Bu konuda imam Buhari (r.a.) İmran bin Hasin’den (r.a.) şöyle rivayet eder: “Resulullah (s.a.v.) buyurmuşlardır ki: Ümmetimin en hayırlıları, bana arkadaş kılınanlardır. Sonra onlardan sonra gelenler ve onlardan sonra gelenler ve onlardan sonra gelenlerdir.” İmran diyor ki: “Onlardan sonra gelenler cümlesini, iki veya üç defa tekrar buyurmuşlar.” (10)
“Ebu Said El-hudri (r.a.) şöyle rivayet ederler: Resulullah (s.a.v) Efendimiz buyurdular ki: “Sakın ashabıma küfür (hakaret) etmeyin. Sizden biriniz, Uhud dağı kadar altın sadaka olarak verse bile, bu sadakanız, ashabdan birisinin iki veya üç hurma sadakasına erişemez. Hatta bunun yarısına da ulaşamaz.” (11)

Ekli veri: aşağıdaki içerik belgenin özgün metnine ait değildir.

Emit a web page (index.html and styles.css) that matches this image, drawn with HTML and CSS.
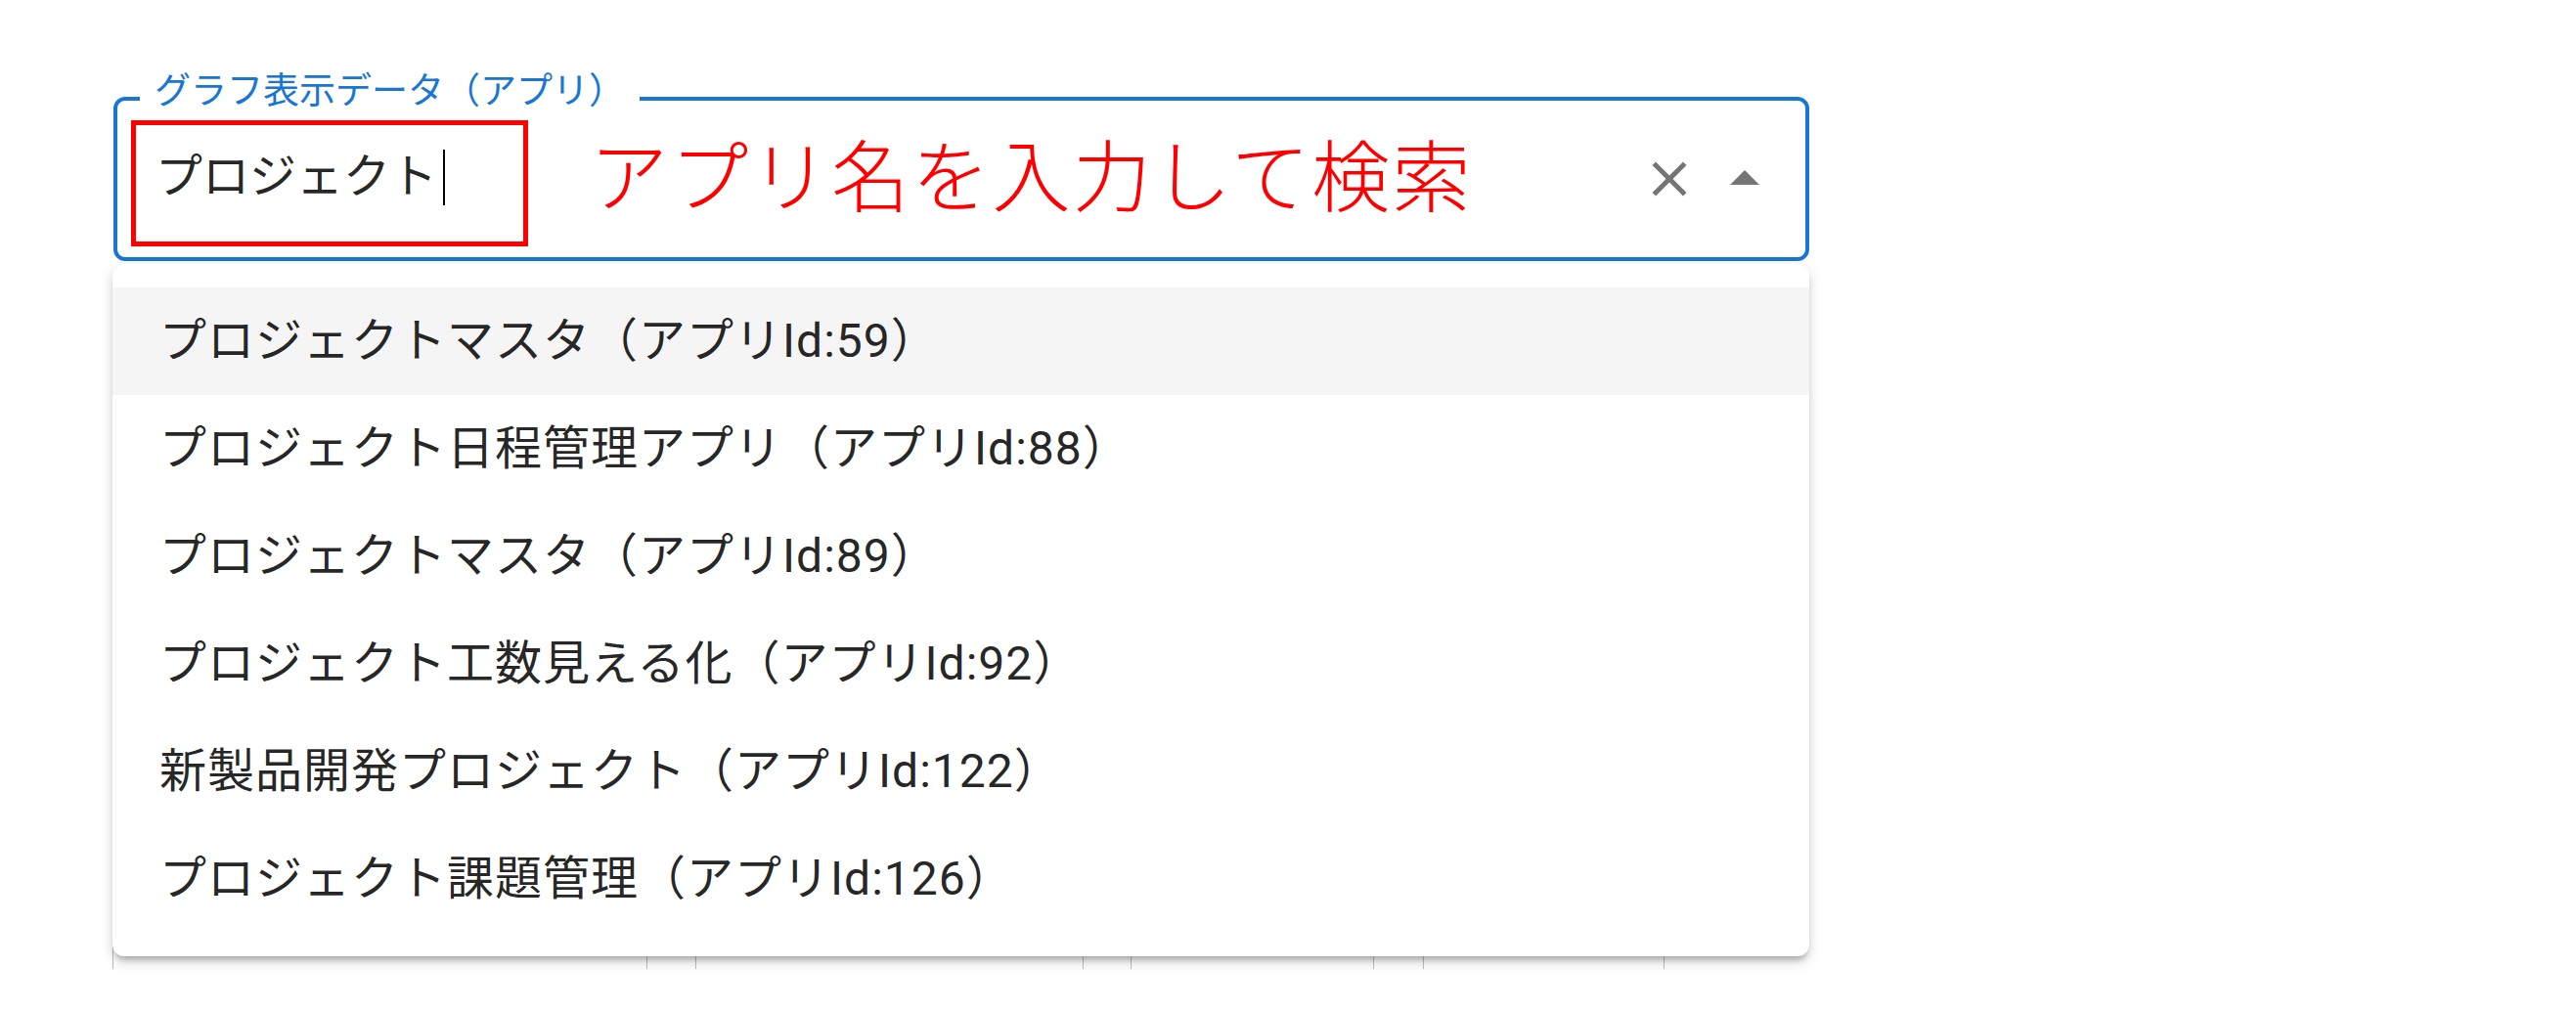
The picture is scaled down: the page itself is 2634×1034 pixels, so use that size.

“Cabir de (r.a.) şöyle rivayet eder: Peygamber (s.a.v.) buyurdular ki: “Beni gören mümine ateş dokunmaz ve beni göreni gören de öyledir.”(12)
“Büreyde (r.a.) şöyle rivayet eder: Resulullah (s.a.v.) Efendimiz buyurdular ki: “Ashabımdan herhangi birisi bir yerde ölürse, Allah-u Teala kıyamet gününde, onu oranın halkı için bir öncü ve aydınlatıcı kılar.” (l3)
Ashabı kiram hakkında toplu veya teker teker övücü hadislerin tamamını zikretmemize imkân yoktur. Ancak şu bilinmelidir ki, ashaba dil uzatmamak, onları hedef almamak, onları sevmek ve tazimle anmak gereklidir.
DÖRT MEZHEP ÂLİMLERİNE GÖRE ASHÂB-I KİRÂM
Ehli sünnetin dört mezhebine mensup büyük ulemanın ashabı kirarn hakkındaki görüşleri
1- Hanefi mezhebinin büyük fakihlerinden İmam Ettahavi (r.a.): “Biz Resulullah (s.a.v.) Efendimizin ashabını seviyoruz, onları haksızlıkla anmıyoruz.” Yani bazılarının haksızlık yaptığını söylemiyoruz. Onları ancak iyilikle anıyoruz. Onları sevmek, dindir, imandır ve ihsandır. Onlara düşmanlık ise küfürdür, nifaktır ve haddi aşmaktır. Resulullah (s.a.v.) Efendimizden sonra ilk halife olan Hazreti Ebu Bekir (r.a.)’in hilafetini kabul ediyor ve onu bütün ashabın en ileri geleni ve en efdali olduğuna inanıyoruz. Ondan sonra sırasıyla: Ömer bin Hattab (r.a.), Osman bin Affan (r.a.) ve Ali bin Ebu Talip (r.a.)’i görüyor ve kabul ediyoruz. Raşid halifeler ve hidayet öncüleri bunlardır.”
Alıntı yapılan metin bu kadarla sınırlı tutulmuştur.